By Staff Reporter
HIGH Court judge Justice Owen Tagu has ruled Marry Mubaiwa’s marriage to acting President Constantino Chiwenga is over because he legally divorced her.
He ruled that VP Chiwenga legally divorced her when he sent retired Lieutenant General Anselem Sanyatwe to give her US$100 as a divorce token, also known as gupuro in Shona
The High Court ruling comes after Marry challenged Chiwenga’s divorce petition, filed in December 2019. In her response, Marry insisted that the couple’s customary marriage is still subsisting because Chiwenga failed to follow cultural protocol to enable him to terminate the marriage.
She further argued that she never got gupuro because of this failure to follow protocol. She, however, conceded that Chiwenga sent retired Lieutenant General Anselem Sanyatwe to give her US$100 as a divorce token. She further argued that she refused to accept the Gupuro because it was in United States dollars and not local currency.
Following Marry’s tactics, Vice President Chiwenga made an application in November 2021 pleading with the court to issue an order declaring the customary union marriage to have been terminated.
The High Court judge dismissed Marry’s claims that she had not received Gupuro. Justice Tagu ruled that the marriage was terminated when Chiweng sent General Sanyatwe with the divorce token on November 24, 2019.

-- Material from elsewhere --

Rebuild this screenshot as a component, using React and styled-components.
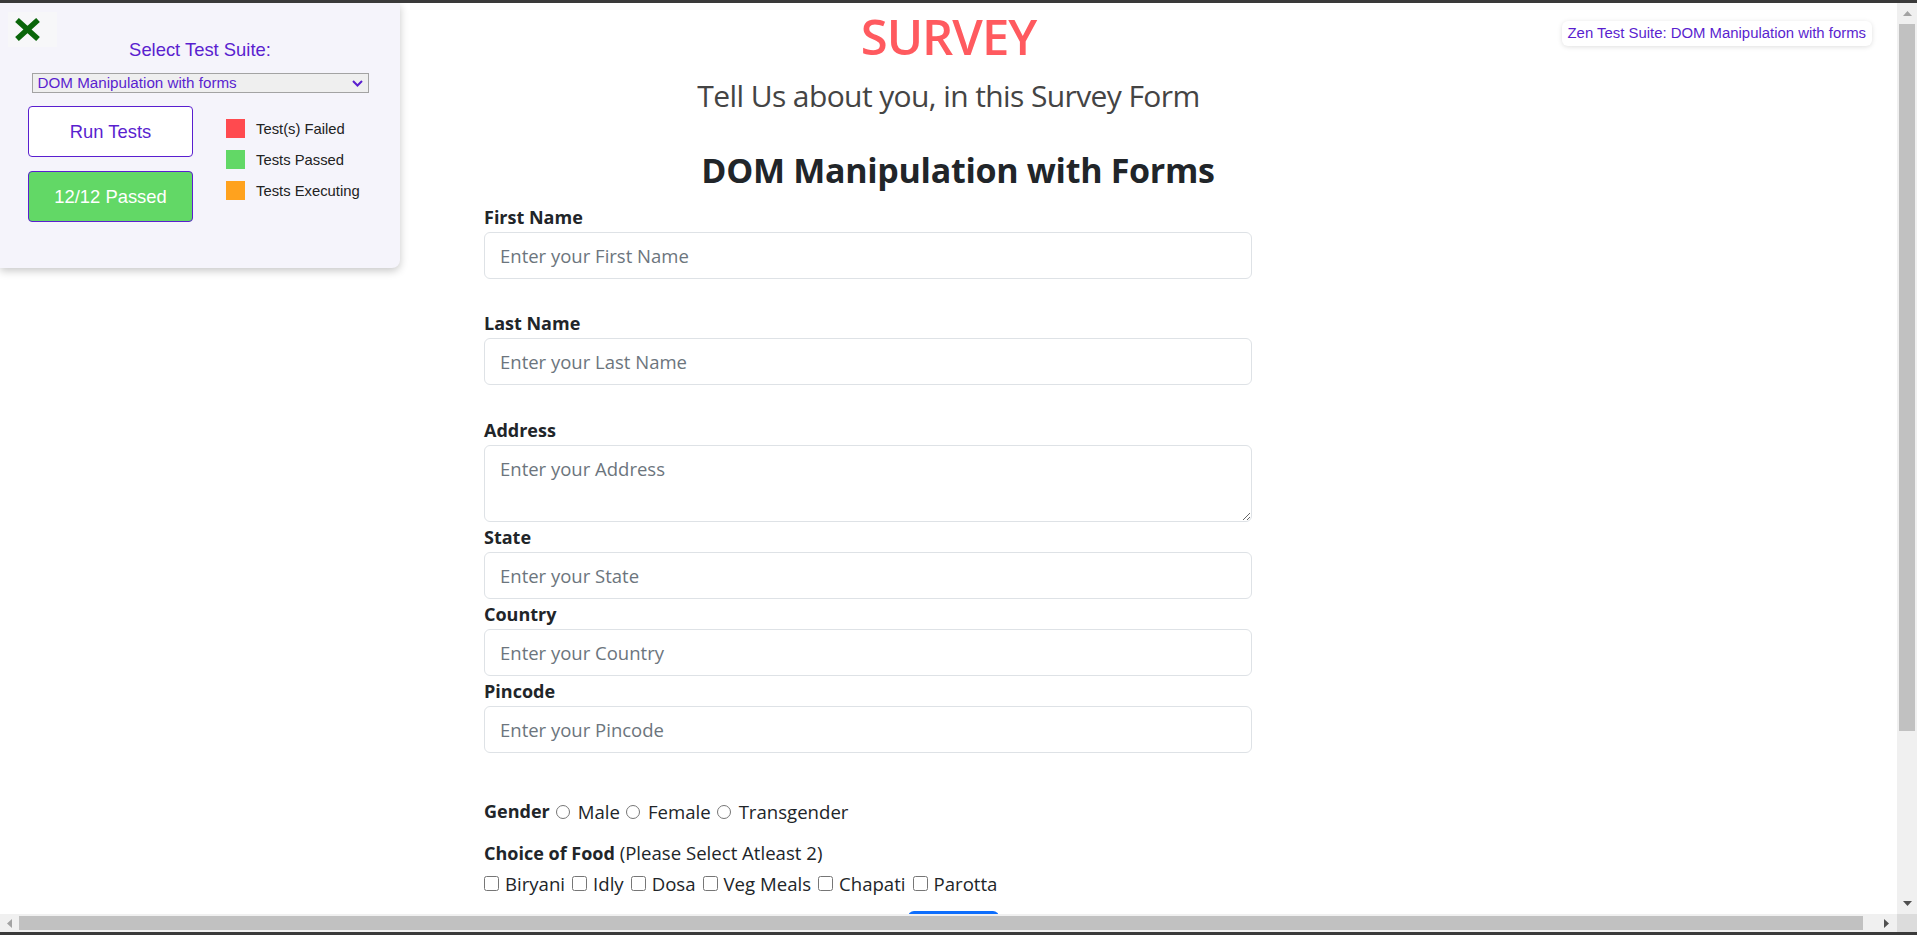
import React from 'react'
import styled, { createGlobalStyle } from 'styled-components'

const GlobalStyle = createGlobalStyle`
  html, body { margin: 0; padding: 0; overflow: hidden; }
  *, *::before, *::after { box-sizing: border-box; }
`

const PURPLE = '#5a1fcf'

/* window frame + fake classic scrollbars */
const Screen = styled.div`
  height: 100vh;
  display: flex;
  flex-direction: column;
  border-top: 3px solid #3a3a3a;
  border-bottom: 3px solid #3a3a3a;
  background: #fff;
`
const Viewport = styled.div`
  flex: 1;
  min-height: 0;
  display: flex;
`
const Page = styled.div`
  flex: 1;
  position: relative;
  overflow: hidden;
  font-family: "Open Sans", sans-serif;
  color: #212529;
`
const VScrollbar = styled.div`
  width: 20px;
  background: #f0f0f0;
  display: flex;
  flex-direction: column;
  align-items: center;
`
const ArrowCell = styled.div`
  width: ${(p) => p.w || 20}px;
  height: ${(p) => p.h || 21}px;
  flex-shrink: 0;
  display: flex;
  align-items: center;
  justify-content: center;
`
const VThumb = styled.div`
  width: 16px;
  height: 707px;
  background: #c1c1c1;
`
const Spacer = styled.div`
  flex: 1;
`
const HScrollRow = styled.div`
  height: 18px;
  display: flex;
  background: #f0f0f0;
`
const HThumb = styled.div`
  width: 1844px;
  height: 14px;
  margin-top: 2px;
  background: #c1c1c1;
`
const Corner = styled.div`
  width: 20px;
  background: #dcdcdc;
`

const Arrow = ({ dir, color }) => {
  const pts = {
    up: '0,5 4.5,0 9,5',
    down: '0,0 9,0 4.5,5',
    left: '5,0 5,9 0,4.5',
    right: '0,0 0,9 5,4.5',
  }[dir]
  const vertical = dir === 'up' || dir === 'down'
  return (
    <svg width={vertical ? 9 : 5} height={vertical ? 5 : 9}>
      <polygon points={pts} fill={color} />
    </svg>
  )
}

/* test suite widget */
const SuitePanel = styled.aside`
  position: absolute;
  top: 0;
  left: 0;
  z-index: 2;
  width: 400px;
  height: 265px;
  padding-top: 36px;
  background: #f5f4fb;
  border-bottom-right-radius: 8px;
  box-shadow: 0 3px 8px rgba(0, 0, 0, 0.22);
  font-family: "Liberation Sans", Arial, sans-serif;
  display: flex;
  flex-direction: column;
  align-items: center;
`
const CloseButton = styled.button`
  position: absolute;
  top: 9px;
  left: 8px;
  width: 49px;
  height: 35px;
  padding: 0 0 0 7px;
  border: none;
  background: #f7f7f9;
  display: flex;
  align-items: center;
`
const SuiteTitle = styled.div`
  font-size: 18.4px;
  line-height: 22px;
  color: ${PURPLE};
`
const SelectWrap = styled.div`
  position: relative;
  margin-top: 12px;
  width: 337px;
  height: 20px;
`
const SuiteSelect = styled.select`
  appearance: none;
  width: 100%;
  height: 100%;
  padding: 0 5px;
  border: 1px solid #a3a3a3;
  border-radius: 0;
  background: #efefef;
  color: ${PURPLE};
  font-family: inherit;
  font-size: 15.2px;
  line-height: 18px;
`
const Chevron = styled.svg`
  position: absolute;
  right: 6px;
  top: 7px;
  pointer-events: none;
`
const ControlRow = styled.div`
  align-self: stretch;
  display: flex;
  margin-top: 13px;
  padding-left: 28px;
`
const ButtonColumn = styled.div`
  width: 165px;
  display: flex;
  flex-direction: column;
  gap: 14px;
`
const SuiteButton = styled.button`
  height: 51px;
  border: 1px solid ${PURPLE};
  border-radius: 4px;
  background: ${(p) => p.bg};
  color: ${(p) => p.fg};
  font-family: inherit;
  font-size: 18.4px;
`
const Legend = styled.div`
  margin-left: 33px;
  padding-top: 13px;
  display: flex;
  flex-direction: column;
  gap: 12px;
`
const LegendItem = styled.div`
  display: flex;
  align-items: center;
  gap: 11px;
  font-size: 14.8px;
  color: #222;
`
const Swatch = styled.span`
  width: 19px;
  height: 19px;
  background: ${(p) => p.color};
`
const SuiteBadge = styled.div`
  position: absolute;
  top: 18px;
  right: 25px;
  height: 25px;
  padding: 0 6px;
  border-radius: 6px;
  background: #fff;
  box-shadow: 0 1px 5px rgba(0, 0, 0, 0.13);
  font-family: "Liberation Sans", Arial, sans-serif;
  font-size: 14.9px;
  line-height: 25px;
  color: ${PURPLE};
`

/* survey page */
const Header = styled.header`
  text-align: center;
`
const SurveyTitle = styled.h1`
  margin: 0;
  font-size: 49px;
  line-height: 66px;
  font-weight: 600;
  letter-spacing: -1px;
  color: #ff5a5f;
`
const Subtitle = styled.p`
  margin: 5px 0 0;
  font-size: 30px;
  line-height: 44px;
  font-weight: 400;
  letter-spacing: -0.6px;
  color: #444;
`
const FormColumn = styled.form`
  margin-left: 484px;
  width: 948px;
`
const FormHeading = styled.h2`
  margin: 32px 0 12px;
  text-align: center;
  font-size: 34px;
  line-height: 40px;
  font-weight: 700;
  letter-spacing: -0.3px;
`
const Field = styled.div`
  width: 768px;
  margin-bottom: ${(p) => p.gap || 0}px;
`
const Label = styled.label`
  display: block;
  font-size: 18px;
  line-height: 30px;
  font-weight: 700;
`
const TextInput = styled.input`
  display: block;
  width: 100%;
  height: 47px;
  padding: 0 15px;
  border: 1px solid #dee2e6;
  border-radius: 6px;
  font-family: inherit;
  font-size: 18.5px;
  color: #212529;
  &::placeholder {
    color: #6c757d;
  }
`
const TextArea = styled.textarea`
  display: block;
  width: 100%;
  height: 77px;
  padding: 9px 15px;
  border: 1px solid #dee2e6;
  border-radius: 6px;
  font-family: inherit;
  font-size: 18.5px;
  line-height: 28px;
  resize: vertical;
  &::placeholder {
    color: #6c757d;
  }
`
const OptionRow = styled.div`
  display: flex;
  align-items: center;
  gap: ${(p) => p.gap || 6}px;
  margin-top: ${(p) => p.top || 0}px;
  font-size: 18.6px;
  line-height: 29px;
`
const Strong = styled.span`
  font-weight: 700;
  font-size: 18px;
`
const Option = styled.label`
  display: flex;
  align-items: center;
  gap: ${(p) => (p.round ? 8 : 6)}px;
`
const Choice = styled.input`
  width: ${(p) => (p.type === 'radio' ? 14 : 15)}px;
  height: ${(p) => (p.type === 'radio' ? 14 : 15)}px;
  margin: 0;
`
const SubmitButton = styled.button`
  display: block;
  margin: 13px 0 0 424px;
  width: 91px;
  height: 46px;
  border: none;
  border-radius: 6px;
  background: #0d6efd;
  color: #fff;
  font-family: inherit;
  font-size: 18.5px;
`

const fields = [
  { label: 'First Name', placeholder: 'Enter your First Name', gap: 29 },
  { label: 'Last Name', placeholder: 'Enter your Last Name', gap: 30 },
  { label: 'Address', placeholder: 'Enter your Address', area: true },
  { label: 'State', placeholder: 'Enter your State' },
  { label: 'Country', placeholder: 'Enter your Country' },
  { label: 'Pincode', placeholder: 'Enter your Pincode' },
]
const genders = ['Male', 'Female', 'Transgender']
const foods = ['Biryani', 'Idly', 'Dosa', 'Veg Meals', 'Chapati', 'Parotta']
const legend = [
  { color: '#ff4a4f', text: 'Test(s) Failed' },
  { color: '#62d866', text: 'Tests Passed' },
  { color: '#ffa21e', text: 'Tests Executing' },
]

const TestSuite = () => (
  <SuitePanel>
    <CloseButton type="button" aria-label="close">
      <svg width="25" height="23" viewBox="0 0 25 23">
        <path d="M2 2 L23 21 M23 2 L2 21" stroke="#0a660a" strokeWidth="5.5" />
      </svg>
    </CloseButton>
    <SuiteTitle>Select Test Suite:</SuiteTitle>
    <SelectWrap>
      <SuiteSelect defaultValue="dom">
        <option value="dom">DOM Manipulation with forms</option>
      </SuiteSelect>
      <Chevron width="11" height="7" viewBox="0 0 11 7">
        <path d="M1 1 L5.5 5.5 L10 1" stroke={PURPLE} strokeWidth="2" fill="none" />
      </Chevron>
    </SelectWrap>
    <ControlRow>
      <ButtonColumn>
        <SuiteButton bg="#fff" fg={PURPLE}>Run Tests</SuiteButton>
        <SuiteButton bg="#62d866" fg="#fff">12/12 Passed</SuiteButton>
      </ButtonColumn>
      <Legend>
        {legend.map((l) => (
          <LegendItem key={l.text}>
            <Swatch color={l.color} />
            {l.text}
          </LegendItem>
        ))}
      </Legend>
    </ControlRow>
  </SuitePanel>
)

const App = () => {
  return (
    <Screen>
      <GlobalStyle />
      <Viewport>
        <Page>
          <TestSuite />
          <SuiteBadge>Zen Test Suite: DOM Manipulation with forms</SuiteBadge>
          <Header>
            <SurveyTitle>SURVEY</SurveyTitle>
            <Subtitle>Tell Us about you, in this Survey Form</Subtitle>
          </Header>
          <FormColumn onSubmit={(e) => e.preventDefault()}>
            <FormHeading>DOM Manipulation with Forms</FormHeading>
            {fields.map((f) => (
              <Field key={f.label} gap={f.gap}>
                <Label>{f.label}</Label>
                {f.area ? (
                  <TextArea placeholder={f.placeholder} />
                ) : (
                  <TextInput placeholder={f.placeholder} />
                )}
              </Field>
            ))}
            <OptionRow top={44}>
              <Strong>Gender</Strong>
              {genders.map((g) => (
                <Option key={g} round>
                  <Choice type="radio" name="gender" />
                  {g}
                </Option>
              ))}
            </OptionRow>
            <OptionRow top={12}>
              <span>
                <Strong>Choice of Food</Strong> (Please Select Atleast 2)
              </span>
            </OptionRow>
            <OptionRow top={1} gap={7}>
              {foods.map((f) => (
                <Option key={f}>
                  <Choice type="checkbox" />
                  {f}
                </Option>
              ))}
            </OptionRow>
            <SubmitButton type="submit">Submit</SubmitButton>
          </FormColumn>
        </Page>
        <VScrollbar>
          <ArrowCell>
            <Arrow dir="up" color="#a3a3a3" />
          </ArrowCell>
          <VThumb />
          <Spacer />
          <ArrowCell>
            <Arrow dir="down" color="#505050" />
          </ArrowCell>
        </VScrollbar>
      </Viewport>
      <HScrollRow>
        <ArrowCell w={19} h={18}>
          <Arrow dir="left" color="#a3a3a3" />
        </ArrowCell>
        <HThumb />
        <Spacer />
        <ArrowCell w={21} h={18}>
          <Arrow dir="right" color="#505050" />
        </ArrowCell>
        <Corner />
      </HScrollRow>
    </Screen>
  )
}

export default App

In his ruling, Justice Tagu said: “The application is allowed with costs. It is declared that by the time proceedings in HC 9837/19 were instituted, the customary union between the parties had ceased to subsist”.
The judge also ruled that other matters like division of assets and child custody will be determined at a later trial when Marry’s health improves.
“The ancillary issues relating to custody, maintenance and property rights of the parties are stood down for determination at trial, which shall be set down by the defendant as and when she is able to prosecute the matter. Since it is not necessary to prove which spouse was at fault in causing the break-up of the union, there is no link between distribution of the assets and dissolution of the union. Mubaiwa has not provided a reason for arguing that the issues should not be separated.”
“The issue of (child) custody does not present any court with insurmountable difficulty as the best interests of the children are the paramount consideration. No cogent basis has been given for opposing the relief sought. In fact, Chiwenga would suffer prejudice if the determination of the status of the customary union was held back simply to suit Mubaiwa’s convenience.”
Marry Mubaiwa Chiwenga, recently appealed to “all the women in this universe” to help her fight for access to her children. She also appealed to the United Nations and its agencies, the United Nations Children’s Fund and the United Nations High Commissioner for Refugees to intervene in her case.
The 39-year-old poured her heart out alleging that she has not seen her three minor children, who are all below the age of 10, in two years.